After weeks of writing off my new-found imposter syndrome as “newness,” the incipience of my graduate experience began to fade—but the imposter within me didn’t. Humiliated, I would write down words like “epistemology” and “neoliberalism” in my notebook. Should I have known these words before I arrived? Did my undergraduate institution fail to prepare me for further academic life, or had I been too oblivious to bother to learn? Foucault, Marx, and Derrida became names I knew but didn’t know. The weight of their work was ever present in my classrooms, along with all the books I hadn't read, words I didn’t know, and the scholar I would never be.

While I often felt isolated in my confusion, I was not alone in this overwhelming feeling of inadequacy. I witnessed more than one student in my program unable to cope with the stress of the academy: theorists not read, words left undefined, and ultimately the belief that they were the reason for the definitional absence. Sometimes, this resulted in students choosing not to return for another year of study.
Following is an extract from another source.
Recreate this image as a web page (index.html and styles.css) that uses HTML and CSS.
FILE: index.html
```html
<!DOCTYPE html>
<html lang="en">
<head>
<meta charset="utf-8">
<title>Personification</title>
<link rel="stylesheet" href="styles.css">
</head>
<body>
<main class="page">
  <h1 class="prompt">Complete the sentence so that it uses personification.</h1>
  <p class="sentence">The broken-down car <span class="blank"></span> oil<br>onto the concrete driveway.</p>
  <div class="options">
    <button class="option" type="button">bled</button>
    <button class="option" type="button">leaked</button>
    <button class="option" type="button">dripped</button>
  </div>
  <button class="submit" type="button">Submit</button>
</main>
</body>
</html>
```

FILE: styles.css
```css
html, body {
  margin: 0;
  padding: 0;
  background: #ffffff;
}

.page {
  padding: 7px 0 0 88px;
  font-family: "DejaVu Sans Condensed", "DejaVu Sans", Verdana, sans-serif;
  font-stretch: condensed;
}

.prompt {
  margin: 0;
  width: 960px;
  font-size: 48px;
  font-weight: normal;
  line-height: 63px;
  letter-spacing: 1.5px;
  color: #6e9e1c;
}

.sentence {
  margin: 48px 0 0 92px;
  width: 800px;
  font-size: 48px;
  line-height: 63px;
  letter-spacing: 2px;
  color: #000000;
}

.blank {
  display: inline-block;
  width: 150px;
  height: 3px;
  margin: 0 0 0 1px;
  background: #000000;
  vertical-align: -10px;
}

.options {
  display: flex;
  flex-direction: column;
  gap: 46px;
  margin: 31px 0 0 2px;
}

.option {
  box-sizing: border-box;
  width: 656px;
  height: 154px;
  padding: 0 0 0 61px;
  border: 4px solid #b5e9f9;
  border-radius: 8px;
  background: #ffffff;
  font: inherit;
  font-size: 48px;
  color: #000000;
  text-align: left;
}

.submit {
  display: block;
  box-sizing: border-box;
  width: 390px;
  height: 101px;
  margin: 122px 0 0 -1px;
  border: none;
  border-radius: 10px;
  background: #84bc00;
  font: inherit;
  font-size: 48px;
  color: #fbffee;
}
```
I was often left flailing, seeking out any professor who would take the time to talk with me about my work and my ideas, often turned away and told to “just read more.” Were it not for my father, an actor, who taught me how to be rejected a thousand times over and persevere nonetheless, I might have thrown in the towel by now. But this isn’t Los Angeles. We should not, as students, be tossed aside by professors too busy with their own research to take the time to teach. Moreover, universities should not place such a burden on professors to teach, research, and write monographs all at once. A thirst for knowledge does not maintain a predisposition for knowledge acquisition, that is at the behest of the institutions themselves.
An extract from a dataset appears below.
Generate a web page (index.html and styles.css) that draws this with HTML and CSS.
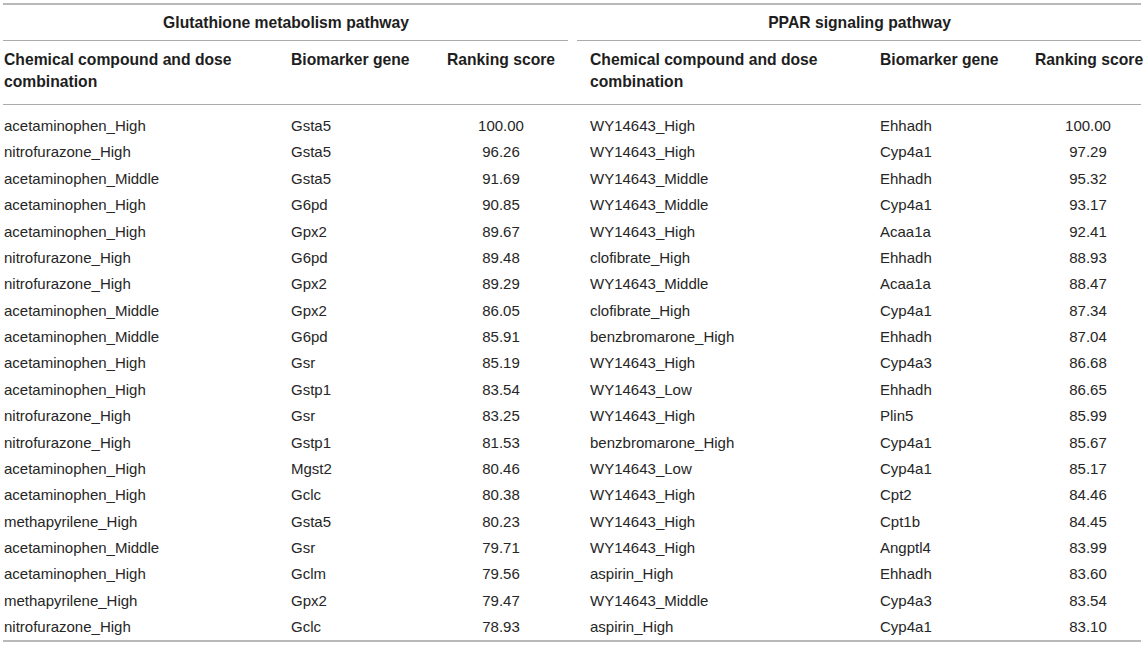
FILE: index.html
```html
<!doctype html>
<html>
    <head>
        <link rel="stylesheet" href="styles.css">
    </head>
    <body>
        <table class="ranking">
            <colgroup>
                <col class="w-compound">
                <col class="w-gene">
                <col class="w-score">
                <col class="w-gap">
                <col class="w-compound-r">
                <col class="w-gene-r">
                <col class="w-score-r">
            </colgroup>
            <thead>
                <tr class="group-row">
                    <th colspan="3" class="group">Glutathione metabolism pathway</th>
                    <th class="gap"></th>
                    <th colspan="3" class="group">PPAR signaling pathway</th>
                </tr>
                <tr class="head-row">
                    <th>Chemical compound and dose combination</th>
                    <th>Biomarker gene</th>
                    <th class="score">Ranking score</th>
                    <th class="gap"></th>
                    <th class="right-first">Chemical compound and dose combination</th>
                    <th class="right-gene">Biomarker gene</th>
                    <th class="score">Ranking score</th>
                </tr>
            </thead>
            <tbody>
                <tr><td>acetaminophen_High</td><td>Gsta5</td><td class="score">100.00</td><td class="gap"></td><td class="right-first">WY14643_High</td><td class="right-gene">Ehhadh</td><td class="score">100.00</td></tr>
                <tr><td>nitrofurazone_High</td><td>Gsta5</td><td class="score">96.26</td><td class="gap"></td><td class="right-first">WY14643_High</td><td class="right-gene">Cyp4a1</td><td class="score">97.29</td></tr>
                <tr><td>acetaminophen_Middle</td><td>Gsta5</td><td class="score">91.69</td><td class="gap"></td><td class="right-first">WY14643_Middle</td><td class="right-gene">Ehhadh</td><td class="score">95.32</td></tr>
                <tr><td>acetaminophen_High</td><td>G6pd</td><td class="score">90.85</td><td class="gap"></td><td class="right-first">WY14643_Middle</td><td class="right-gene">Cyp4a1</td><td class="score">93.17</td></tr>
                <tr><td>acetaminophen_High</td><td>Gpx2</td><td class="score">89.67</td><td class="gap"></td><td class="right-first">WY14643_High</td><td class="right-gene">Acaa1a</td><td class="score">92.41</td></tr>
                <tr><td>nitrofurazone_High</td><td>G6pd</td><td class="score">89.48</td><td class="gap"></td><td class="right-first">clofibrate_High</td><td class="right-gene">Ehhadh</td><td class="score">88.93</td></tr>
                <tr><td>nitrofurazone_High</td><td>Gpx2</td><td class="score">89.29</td><td class="gap"></td><td class="right-first">WY14643_Middle</td><td class="right-gene">Acaa1a</td><td class="score">88.47</td></tr>
                <tr><td>acetaminophen_Middle</td><td>Gpx2</td><td class="score">86.05</td><td class="gap"></td><td class="right-first">clofibrate_High</td><td class="right-gene">Cyp4a1</td><td class="score">87.34</td></tr>
                <tr><td>acetaminophen_Middle</td><td>G6pd</td><td class="score">85.91</td><td class="gap"></td><td class="right-first">benzbromarone_High</td><td class="right-gene">Ehhadh</td><td class="score">87.04</td></tr>
                <tr><td>acetaminophen_High</td><td>Gsr</td><td class="score">85.19</td><td class="gap"></td><td class="right-first">WY14643_High</td><td class="right-gene">Cyp4a3</td><td class="score">86.68</td></tr>
                <tr><td>acetaminophen_High</td><td>Gstp1</td><td class="score">83.54</td><td class="gap"></td><td class="right-first">WY14643_Low</td><td class="right-gene">Ehhadh</td><td class="score">86.65</td></tr>
                <tr><td>nitrofurazone_High</td><td>Gsr</td><td class="score">83.25</td><td class="gap"></td><td class="right-first">WY14643_High</td><td class="right-gene">Plin5</td><td class="score">85.99</td></tr>
                <tr><td>nitrofurazone_High</td><td>Gstp1</td><td class="score">81.53</td><td class="gap"></td><td class="right-first">benzbromarone_High</td><td class="right-gene">Cyp4a1</td><td class="score">85.67</td></tr>
                <tr><td>acetaminophen_High</td><td>Mgst2</td><td class="score">80.46</td><td class="gap"></td><td class="right-first">WY14643_Low</td><td class="right-gene">Cyp4a1</td><td class="score">85.17</td></tr>
                <tr><td>acetaminophen_High</td><td>Gclc</td><td class="score">80.38</td><td class="gap"></td><td class="right-first">WY14643_High</td><td class="right-gene">Cpt2</td><td class="score">84.46</td></tr>
                <tr><td>methapyrilene_High</td><td>Gsta5</td><td class="score">80.23</td><td class="gap"></td><td class="right-first">WY14643_High</td><td class="right-gene">Cpt1b</td><td class="score">84.45</td></tr>
                <tr><td>acetaminophen_Middle</td><td>Gsr</td><td class="score">79.71</td><td class="gap"></td><td class="right-first">WY14643_High</td><td class="right-gene">Angptl4</td><td class="score">83.99</td></tr>
                <tr><td>acetaminophen_High</td><td>Gclm</td><td class="score">79.56</td><td class="gap"></td><td class="right-first">aspirin_High</td><td class="right-gene">Ehhadh</td><td class="score">83.60</td></tr>
                <tr><td>methapyrilene_High</td><td>Gpx2</td><td class="score">79.47</td><td class="gap"></td><td class="right-first">WY14643_Middle</td><td class="right-gene">Cyp4a3</td><td class="score">83.54</td></tr>
                <tr><td>nitrofurazone_High</td><td>Gclc</td><td class="score">78.93</td><td class="gap"></td><td class="right-first">aspirin_High</td><td class="right-gene">Cyp4a1</td><td class="score">83.10</td></tr>
            </tbody>
        </table>
    </body>
</html>
```

FILE: styles.css
```css
html,
body {
    margin: 0;
    background: #fff;
}
body {
    padding-top: 3px;
    font-family: "Liberation Sans", Arial, sans-serif;
    font-size: 15px;
    color: #262626;
}
.ranking {
    margin-left: 3px;
    width: 1138px;
    table-layout: fixed;
    border-collapse: collapse;
    border-top: 2px solid #b9b9b9;
    border-bottom: 2px solid #b9b9b9;
}
.w-compound {
    width: 287px;
}
.w-gene {
    width: 144px;
}
.w-score {
    width: 134px;
}
.w-gap {
    width: 9px;
}
.w-compound-r {
    width: 299px;
}
.w-gene-r {
    width: 159px;
}
.w-score-r {
    width: 106px;
}
th,
td {
    padding: 0 0 0 1px;
    line-height: 22px;
    text-align: left;
    vertical-align: top;
}
th {
    font-weight: bold;
    font-size: 15.7px;
    color: #1e1e1e;
}
.group-row th {
    padding-top: 7px;
    padding-bottom: 6px;
}
.group {
    text-align: center;
    border-bottom: 1px solid #ababab;
}
.head-row th {
    padding-top: 8px;
    padding-bottom: 11px;
    border-bottom: 1px solid #ababab;
}
td {
    padding-top: 2.2px;
    padding-bottom: 2.2px;
}
tbody tr:first-child td {
    padding-top: 10px;
}
.score {
    text-align: center;
    padding-left: 0;
    white-space: nowrap;
}
.right-first {
    padding-left: 13px;
}
.right-gene {
    padding-left: 4px;
}
.gap {
    padding: 0;
}
```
To be in the academy, as far as I was concerned before returning, was to be in the pursuit of knowledge, of understanding, of trying to get at that thing we couldn’t shake, the reasons for how we act and why we act. But the humanities, unlike the world of science and math, have no prerequisites. I was accepted to UChicago as a religious-studies graduate student with a degree in religious studies and theater. I had never taken a theory-and-methods course, and names of the supposed “canon” cropped up seemingly out of nowhere in my classes. Posturing was a language I learned quickly. Texts unheard of and words undefined came and went without so much as a hand raised to ask, “Can you define that term?” or “I’ve never read that text, can we stick to today’s readings?” often because I was scared of looking dumb.

It is that example that explicates this pedagogical lack. While students deserve truth about states of fields and canon, they also deserve access to those modes of thinking that do not come at the expense of their own sense of worth. Students deserve access to knowledge precisely because they have endeavored to learn it. Blatantly put, I should not find myself on dictionary.com in the middle of a lecture because I am too scared to raise my hand and ask about complex Marxist theory. I by no means wish to diminish the importance of theory, nor the language of humanities scholarship, but it is important to recognize how many potential scholars may be lost in their turns of phrase.

I, of course, am not blind to my own linguistic disposition. This language of academia has rooted itself within me, as well. It is a language I did not know how to speak just a few months ago, one I remain troubled by. Is this not proof of some failure on the part of the academy, that it is a space in which students feel they are unable to ask questions to learn?

As we sit in this new moment, one of uncertainty and liminality, between what is past and what is yet to come, we might consider what kind of institutions we want to both create and be a part of. Knowledge is as knowledge is maintained, and we as its maintainers owe access to those who want access to it. Why censor? Why diminish access? So that we, as scholars, can feel with each passing “epistemic” flourishing utterance that we have mounted another field of theory?

I am not suggesting that we speak in childish terms. I am not suggesting scholarship in the humanities is somehow unworthy because of its inaccessible language. What I am saying is that students deserve pedagogy that does not leave them mired in confusion and self-doubt. Professors deserve to feel they have the time to work with and properly instruct students. Institutions, ivory tower or not, owe us more. I am tired of being scared to raise my hand.

Brigid Boll is a student in the Divinity School.